PROBLEM TO WORK ON
Provide an exact copy of the data, excluding the images.

Rows from a dataset

>> Begin

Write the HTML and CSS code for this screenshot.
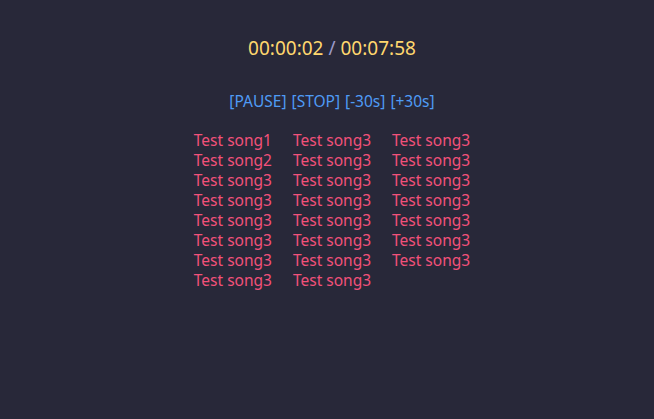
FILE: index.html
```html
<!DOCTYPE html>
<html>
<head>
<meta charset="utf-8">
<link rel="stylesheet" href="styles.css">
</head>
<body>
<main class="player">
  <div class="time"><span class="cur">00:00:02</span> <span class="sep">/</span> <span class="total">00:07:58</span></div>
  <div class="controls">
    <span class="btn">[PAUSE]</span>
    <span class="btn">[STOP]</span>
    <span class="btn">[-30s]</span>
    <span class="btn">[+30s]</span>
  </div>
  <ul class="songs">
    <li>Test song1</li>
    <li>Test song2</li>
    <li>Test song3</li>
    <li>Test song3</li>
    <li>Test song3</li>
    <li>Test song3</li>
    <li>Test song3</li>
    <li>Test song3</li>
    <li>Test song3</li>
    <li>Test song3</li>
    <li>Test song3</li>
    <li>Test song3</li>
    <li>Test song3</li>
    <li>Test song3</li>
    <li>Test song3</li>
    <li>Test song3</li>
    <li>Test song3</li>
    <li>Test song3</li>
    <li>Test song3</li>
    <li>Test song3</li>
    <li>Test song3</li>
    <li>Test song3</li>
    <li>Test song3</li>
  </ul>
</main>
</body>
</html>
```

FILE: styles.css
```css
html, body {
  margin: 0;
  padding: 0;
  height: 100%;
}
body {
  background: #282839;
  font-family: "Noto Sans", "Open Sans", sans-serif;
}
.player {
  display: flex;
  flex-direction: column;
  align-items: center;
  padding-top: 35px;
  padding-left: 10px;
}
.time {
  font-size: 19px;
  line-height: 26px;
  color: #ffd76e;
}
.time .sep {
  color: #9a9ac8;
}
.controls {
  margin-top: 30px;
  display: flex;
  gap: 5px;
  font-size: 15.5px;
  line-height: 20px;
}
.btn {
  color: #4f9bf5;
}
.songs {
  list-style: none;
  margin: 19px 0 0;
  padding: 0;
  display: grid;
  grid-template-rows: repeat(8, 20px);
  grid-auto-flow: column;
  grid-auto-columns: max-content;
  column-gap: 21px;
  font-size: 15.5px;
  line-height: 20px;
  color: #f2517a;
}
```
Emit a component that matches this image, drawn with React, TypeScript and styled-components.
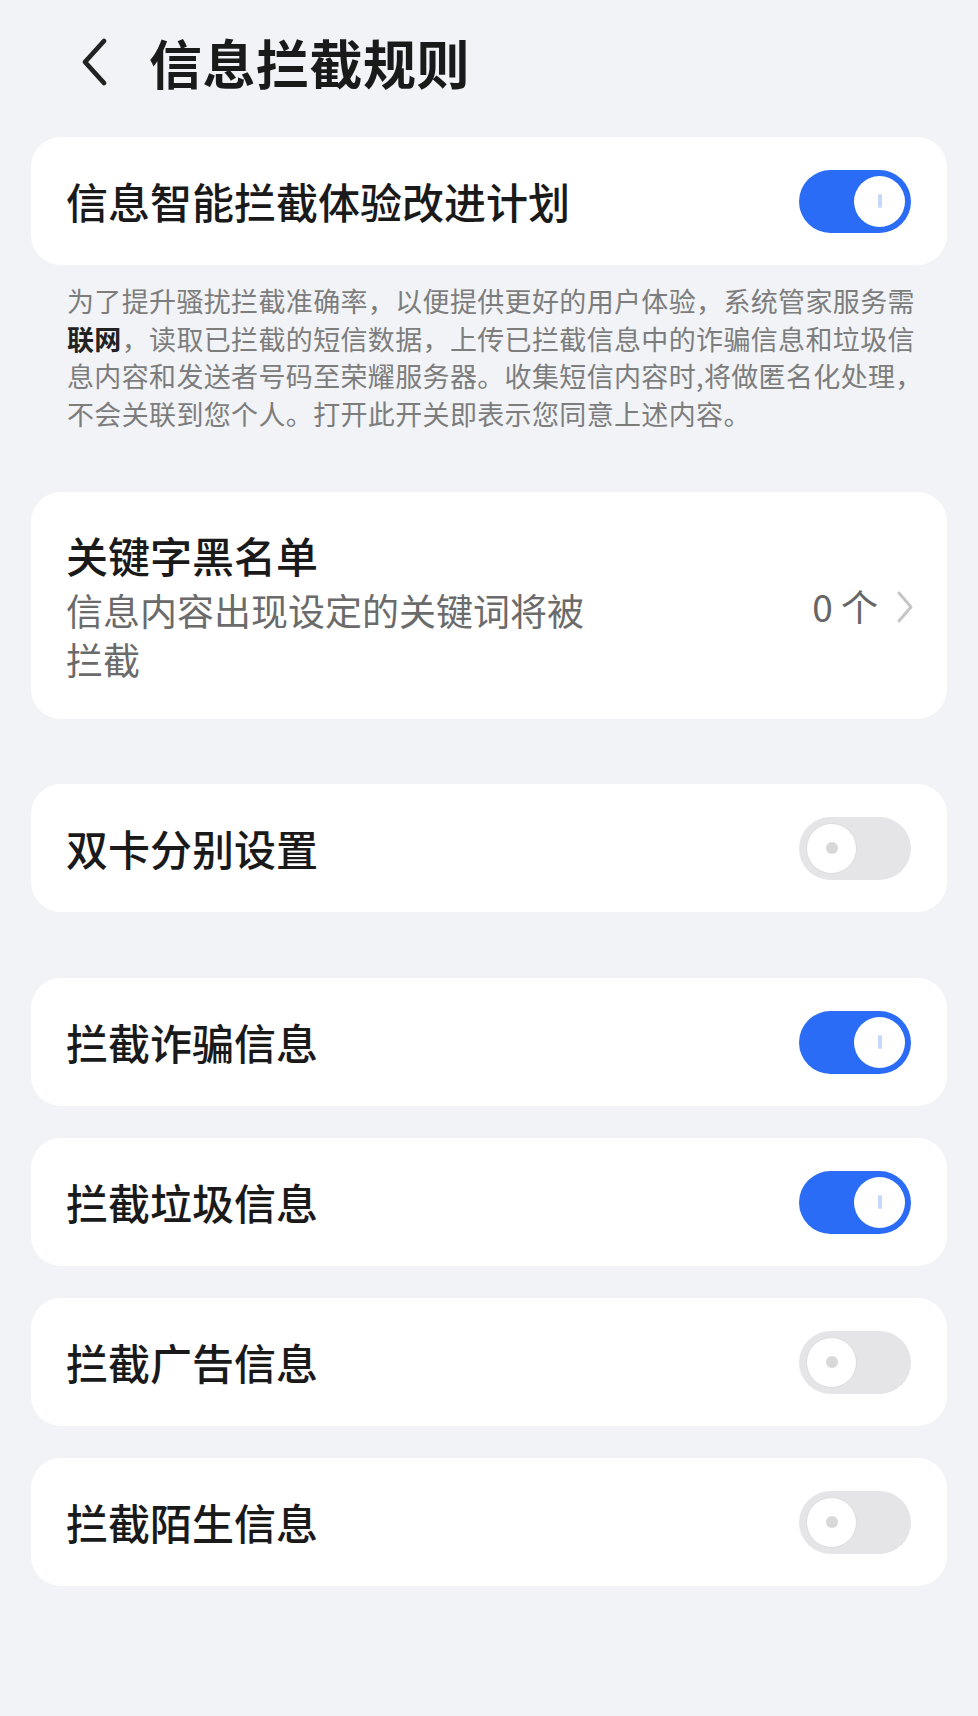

>> End

COMPLETE RESPONSE
Write the HTML and CSS code for this screenshot.
FILE: index.html
```html
<!DOCTYPE html>
<html>
<head>
<meta charset="utf-8">
<link rel="stylesheet" href="styles.css">
</head>
<body>
<main class="player">
  <div class="time"><span class="cur">00:00:02</span> <span class="sep">/</span> <span class="total">00:07:58</span></div>
  <div class="controls">
    <span class="btn">[PAUSE]</span>
    <span class="btn">[STOP]</span>
    <span class="btn">[-30s]</span>
    <span class="btn">[+30s]</span>
  </div>
  <ul class="songs">
    <li>Test song1</li>
    <li>Test song2</li>
    <li>Test song3</li>
    <li>Test song3</li>
    <li>Test song3</li>
    <li>Test song3</li>
    <li>Test song3</li>
    <li>Test song3</li>
    <li>Test song3</li>
    <li>Test song3</li>
    <li>Test song3</li>
    <li>Test song3</li>
    <li>Test song3</li>
    <li>Test song3</li>
    <li>Test song3</li>
    <li>Test song3</li>
    <li>Test song3</li>
    <li>Test song3</li>
    <li>Test song3</li>
    <li>Test song3</li>
    <li>Test song3</li>
    <li>Test song3</li>
    <li>Test song3</li>
  </ul>
</main>
</body>
</html>
```

FILE: styles.css
```css
html, body {
  margin: 0;
  padding: 0;
  height: 100%;
}
body {
  background: #282839;
  font-family: "Noto Sans", "Open Sans", sans-serif;
}
.player {
  display: flex;
  flex-direction: column;
  align-items: center;
  padding-top: 35px;
  padding-left: 10px;
}
.time {
  font-size: 19px;
  line-height: 26px;
  color: #ffd76e;
}
.time .sep {
  color: #9a9ac8;
}
.controls {
  margin-top: 30px;
  display: flex;
  gap: 5px;
  font-size: 15.5px;
  line-height: 20px;
}
.btn {
  color: #4f9bf5;
}
.songs {
  list-style: none;
  margin: 19px 0 0;
  padding: 0;
  display: grid;
  grid-template-rows: repeat(8, 20px);
  grid-auto-flow: column;
  grid-auto-columns: max-content;
  column-gap: 21px;
  font-size: 15.5px;
  line-height: 20px;
  color: #f2517a;
}
```
Emit a component that matches this image, drawn with React, TypeScript and styled-components.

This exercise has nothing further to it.